+++ ENTRIES SUPPLIED +++

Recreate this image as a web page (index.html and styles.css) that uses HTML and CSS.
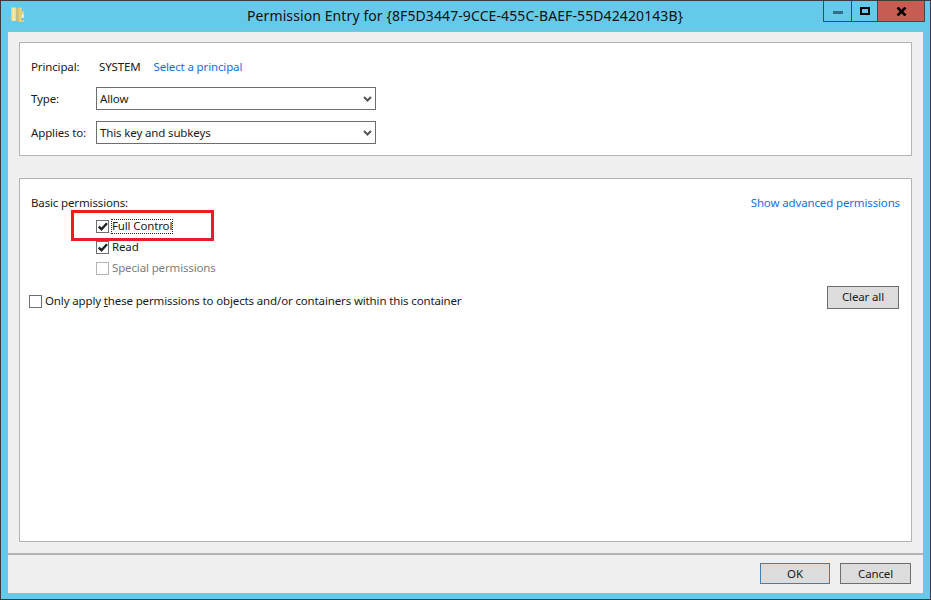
FILE: index.html
```html
<!DOCTYPE html>
<html lang="en">
<head>
<meta charset="utf-8">
<title>Permission Entry</title>
<link rel="stylesheet" href="styles.css">
</head>
<body>
<div class="window">
  <header class="titlebar">
    <svg class="folder" width="13" height="16" viewBox="0 0 13 16">
      <defs>
        <linearGradient id="leaf" x1="0" y1="0" x2="1" y2="0"><stop offset="0" stop-color="#e4cf78"/><stop offset="0.5" stop-color="#f6eeb4"/><stop offset="1" stop-color="#e6d384"/></linearGradient>
        <linearGradient id="mid" x1="0" y1="0" x2="1" y2="0"><stop offset="0" stop-color="#cfb456"/><stop offset="1" stop-color="#eedc8c"/></linearGradient>
      </defs>
      <path d="M0 0.5h5.5v13.5H1l-1-1z" fill="url(#leaf)"/>
      <path d="M5.5 0.5h5v15l-5-1.500z" fill="url(#mid)"/>
      <path d="M10.500 4h2.500v11h-2.500z" fill="#e2cd78"/>
      <path d="M11 7h1.500v4H11z" fill="#f6f6f2"/>
      <path d="M11 11h1.500v2H11z" fill="#58addd"/>
    </svg>
    <h1 class="title">Permission Entry for {8F5D3447-9CCE-455C-BAEF-55D42420143B}</h1>
    <div class="controls">
      <div class="ctl ctl-min"><span class="min-glyph"></span></div>
      <div class="ctl ctl-max"><span class="max-glyph"></span></div>
      <div class="ctl ctl-close">
        <svg width="11" height="9" viewBox="0 0 11 9"><path d="M1.500 0.500L9.500 8.500M9.500 0.500L1.500 8.500" stroke="#000" stroke-width="2.600" fill="none"/></svg>
      </div>
    </div>
  </header>
  <div class="client">
    <section class="panel panel-top">
      <div class="row row-principal">
        <span class="label">Principal:</span>
        <span class="value">SYSTEM</span>
        <a class="link">Select a principal</a>
      </div>
      <div class="row row-select">
        <span class="label">Type:</span>
        <div class="select"><span>Allow</span><svg width="9" height="6" viewBox="0 0 9 6"><path d="M1 1l3.500 3.500L8 1" stroke="#555" stroke-width="2" fill="none"/></svg></div>
      </div>
      <div class="row row-select">
        <span class="label">Applies to:</span>
        <div class="select"><span>This key and subkeys</span><svg width="9" height="6" viewBox="0 0 9 6"><path d="M1 1l3.500 3.500L8 1" stroke="#555" stroke-width="2" fill="none"/></svg></div>
      </div>
    </section>
    <section class="panel panel-main">
      <div class="main-head">
        <span>Basic permissions:</span>
        <a class="link">Show advanced permissions</a>
      </div>
      <div class="perms">
        <div class="check-row">
          <span class="box"><svg class="tick" width="10" height="9" viewBox="0 0 10 9"><path d="M0.800 4.500l2.700 2.700L9 1.200" stroke="#222" stroke-width="2.400" fill="none"/></svg></span>
          <span class="cap focus">Full Control</span>
          <span class="highlight"></span>
        </div>
        <div class="check-row">
          <span class="box"><svg class="tick" width="10" height="9" viewBox="0 0 10 9"><path d="M0.800 4.500l2.700 2.700L9 1.200" stroke="#222" stroke-width="2.400" fill="none"/></svg></span>
          <span class="cap">Read</span>
        </div>
        <div class="check-row disabled">
          <span class="box"></span>
          <span class="cap">Special permissions</span>
        </div>
      </div>
      <div class="only-row">
        <div class="check-row">
          <span class="box"></span>
          <span class="cap">Only apply <u>t</u>hese permissions to objects and/or containers within this container</span>
        </div>
        <button class="btn btn-clear" type="button">Clear all</button>
      </div>
    </section>
    <footer class="footer">
      <button class="btn btn-ok" type="button">OK</button>
      <button class="btn btn-cancel" type="button">Cancel</button>
    </footer>
  </div>
</div>
</body>
</html>
```
FILE: styles.css
```css
html, body {
  margin: 0;
  padding: 0;
  height: 100%;
}
body {
  font-family: "Noto Sans", "Open Sans", sans-serif;
  font-size: 11.5px;
  letter-spacing: -0.14px;
  color: #1a1a1a;
  background: #65c9ea;
  overflow: hidden;
}
.window {
  box-sizing: border-box;
  width: 931px;
  height: 600px;
  display: flex;
  flex-direction: column;
  background: #65c9ea;
  border: 1px solid #3c3c3c;
  padding: 0 7px 6px 7px;
}
.titlebar {
  height: 30px;
  flex: none;
  display: flex;
  align-items: flex-start;
  position: relative;
}
.folder {
  margin: 6px 0 0 3px;
}
.title {
  position: absolute;
  left: 239px;
  top: 6px;
  margin: 0;
  font-size: 14px;
  letter-spacing: 0.1px;
  font-weight: 400;
  line-height: 18px;
  color: #111;
  white-space: nowrap;
}
.controls {
  position: absolute;
  right: -2px;
  top: 0;
  height: 20px;
  display: flex;
  border: 1px solid #3c4a52;
  border-top: 0;
}
.ctl {
  display: flex;
  align-items: center;
  justify-content: center;
  height: 20px;
}
.ctl-min { width: 27px; border-right: 1px solid #3c4a52; }
.ctl-max { width: 25px; border-right: 1px solid #3c4a52; }
.ctl-close { width: 46px; background: #c75c50; }
.min-glyph {
  display: block;
  width: 10px;
  height: 3px;
  margin-top: 3px;
  background: #2f6f87;
}
.max-glyph {
  display: block;
  box-sizing: border-box;
  width: 10px;
  height: 8px;
  border: 2px solid #000;
}
.client {
  flex: 1;
  display: flex;
  flex-direction: column;
  background: #efefef;
  border-top: 1px solid #9db8c4;
  padding: 10px 11px 0;
  min-height: 0;
}
.panel {
  background: #fff;
  border: 1px solid #b4b4b4;
  box-sizing: border-box;
}
.panel-top {
  height: 114px;
  padding: 12px 0 0 11px;
  flex: none;
}
.panel-main {
  height: 364px;
  margin-top: 22px;
  padding: 15px 11px 0;
  flex: none;
  display: flex;
  flex-direction: column;
}
.row {
  display: flex;
  align-items: center;
}
.row-principal { height: 22px; }
.row-select { height: 23px; margin-top: 11px; }
.row-select:nth-child(2) { margin-top: 10px; }
.label { width: 65px; flex: none; }
.value { margin: 0 13px 0 3px; }
.link { color: #1a6edb; }
.select {
  box-sizing: border-box;
  width: 280px;
  height: 23px;
  border: 1px solid #6e6e6e;
  background: #fff;
  display: flex;
  align-items: center;
  justify-content: space-between;
  padding: 0 3px 0 3px;
}
.main-head {
  display: flex;
  justify-content: space-between;
  align-items: center;
  height: 17px;
}
.perms {
  margin: 9px 0 0 65px;
  display: flex;
  flex-direction: column;
  gap: 8px;
}
.check-row {
  display: flex;
  align-items: center;
  gap: 3px;
  height: 13px;
  position: relative;
}
.cap {
  height: 13px;
  line-height: 11px;
}
.box {
  box-sizing: border-box;
  width: 13px;
  height: 13px;
  flex: none;
  background: #fff;
  border: 1px solid #6e6e6e;
  display: flex;
  align-items: center;
  justify-content: center;
}
.tick { flex: none; }
.disabled { color: #7d7d7d; }
.disabled .box { border-color: #b4b4b4; }
.focus { outline: 1px dotted #222; outline-offset: 0; }
.highlight {
  position: absolute;
  left: -25px;
  top: -10px;
  width: 143px;
  height: 31px;
  box-sizing: border-box;
  border: 3px solid #ec1c24;
}
.only-row {
  margin: 11px 1px 0 -2px;
  display: flex;
  justify-content: space-between;
  align-items: flex-start;
}
.only-row .check-row { margin-top: 9px; }
.btn {
  box-sizing: border-box;
  font: inherit;
  letter-spacing: inherit;
  color: inherit;
  background: #dcdcdc;
  border: 1px solid #6e6e6e;
  padding: 0;
  height: 23px;
}
.btn-clear { width: 72px; padding-bottom: 2px; }
.footer {
  flex: none;
  margin: 11px -11px 0;
  border-top: 2px solid #b4b4b4;
  display: flex;
  justify-content: flex-end;
  gap: 10px;
  padding: 8px 12px 0;
}
.footer .btn { height: 21px; }
.btn-ok { width: 70px; border-color: #3f7fb5; }
.btn-cancel { width: 71px; }
```
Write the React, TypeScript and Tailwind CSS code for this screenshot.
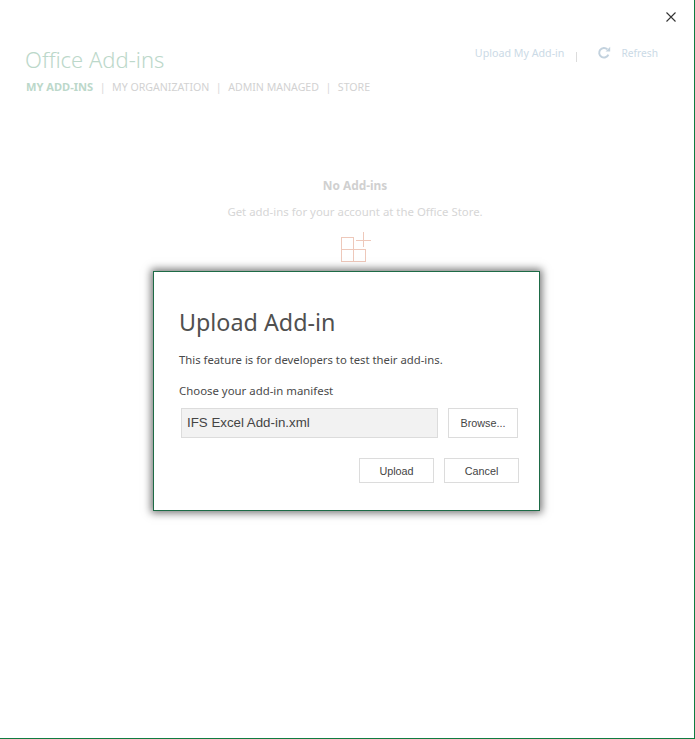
const noto = "font-['Noto_Sans',sans-serif]";
const arial = "font-['Liberation_Sans',sans-serif]";

function PlusGrid() {
  return (
    <svg width="32" height="31" viewBox="0 0 32 31" fill="none" stroke="#eec8ba" strokeWidth="1" shapeRendering="crispEdges">
      <path d="M0.5 5.5h12v24h-12zM0.5 17.5h24v12h-12M15 8.5h15M22.5 0v15" />
    </svg>
  );
}

function RefreshIcon() {
  return (
    <svg width="14" height="14" viewBox="0 0 14 14" fill="none">
      <path d="M11.4 8.6A4.8 4.8 0 1 1 10.4 3.4" stroke="#c3d2de" strokeWidth="2" />
      <path d="M8.6 5.4h4.6V0.8z" fill="#c3d2de" />
    </svg>
  );
}

function Tab({ label, active }: { label: string; active?: boolean }) {
  return (
    <span className={active ? "text-[11.1px] font-bold text-[#bcd8ca]" : "text-[#d2d2d2]"}>{label}</span>
  );
}

function Sep() {
  return <span className="mx-[6.5px] text-[#d8d8d8]">|</span>;
}

export default function App() {
  return (
    <div className={`relative h-[739px] w-[695px] overflow-hidden bg-white border-r border-b border-[#107c41] ${noto}`}>
      <div className="flex justify-end pt-[11px] pr-[17px]">
        <svg width="12" height="12" viewBox="0 0 12 12" stroke="#333" strokeWidth="1.1">
          <path d="M1.5 1.5l9 9M10.5 1.5l-9 9" />
        </svg>
      </div>

      <div className="flex items-start justify-between pl-[25px] pr-[36px] pt-[21px]">
        <div>
          <h1 className="text-[22px] leading-[30px] font-light text-[#bcd8ca]">Office Add-ins</h1>
          <div className="mt-[6px] flex pl-px text-[10.6px] leading-[14px]">
            <Tab label="MY ADD-INS" active />
            <Sep />
            <Tab label="MY ORGANIZATION" />
            <Sep />
            <Tab label="ADMIN MANAGED" />
            <Sep />
            <Tab label="STORE" />
          </div>
        </div>
        <div className="flex items-center text-[10.7px] leading-[14px] text-[#cbdae6]">
          <span>Upload My Add-in</span>
          <span className="ml-[12px] mt-[8px] h-[10px] w-px bg-[#dcdcdc]" />
          <span className="ml-[20px]"><RefreshIcon /></span>
          <span className="ml-[10px] text-[10.2px]">Refresh</span>
        </div>
      </div>

      <div className="mt-[83px] flex flex-col items-center pl-[16px]">
        <p className="text-[11.9px] leading-[16px] font-bold text-[#d0d0d0]">No Add-ins</p>
        <p className="mt-[11px] text-[11.4px] leading-[16px] text-[#d6d6d6]">Get add-ins for your account at the Office Store.</p>
        <div className="mt-[12px] ml-[4px]"><PlusGrid /></div>
      </div>

      <div className="absolute left-[153px] top-[271px] h-[240px] w-[387px] border border-[#1d6b46] bg-white pl-[25px] pr-[20px] pt-[34px] shadow-[0_0_8px_2px_rgba(0,0,0,0.55)]">
        <h2 className="text-[23.3px] leading-[32px] text-[#505050]">Upload Add-in</h2>
        <p className="mt-[14px] text-[11.3px] leading-[16px] text-[#4a4a4a]">This feature is for developers to test their add-ins.</p>
        <p className="mt-[15px] text-[11.4px] leading-[16px] text-[#4a4a4a]">Choose your add-in manifest</p>
        <div className="mt-[9px] flex pl-[2px]">
          <div className={`flex h-[30px] w-[257px] shrink-0 items-center border border-[#dcdcdc] bg-[#f2f2f2] px-[5px] text-[13.3px] text-[#444] ${arial}`}>IFS Excel Add-in.xml</div>
          <button className={`ml-[10px] h-[30px] w-[70px] shrink-0 border border-[#dcdcdc] bg-white pt-[1px] text-[10.8px] text-[#444] ${arial}`}>Browse...</button>
        </div>
        <div className="mt-[20px] flex justify-end gap-[10px]">
          <button className={`h-[25px] w-[75px] border border-[#dcdcdc] bg-white pt-[1px] text-[10.8px] text-[#444] ${arial}`}>Upload</button>
          <button className={`h-[25px] w-[75px] border border-[#dcdcdc] bg-white pt-[1px] text-[10.8px] text-[#444] ${arial}`}>Cancel</button>
        </div>
      </div>
    </div>
  );
}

+++

▶ AIM OF THE TASK
Copy out every line from the material above in which the word "index" appears.

▶ SOLUTION BELOW
Recreate this image as a web page (index.html and styles.css) that uses HTML and CSS.
FILE: index.html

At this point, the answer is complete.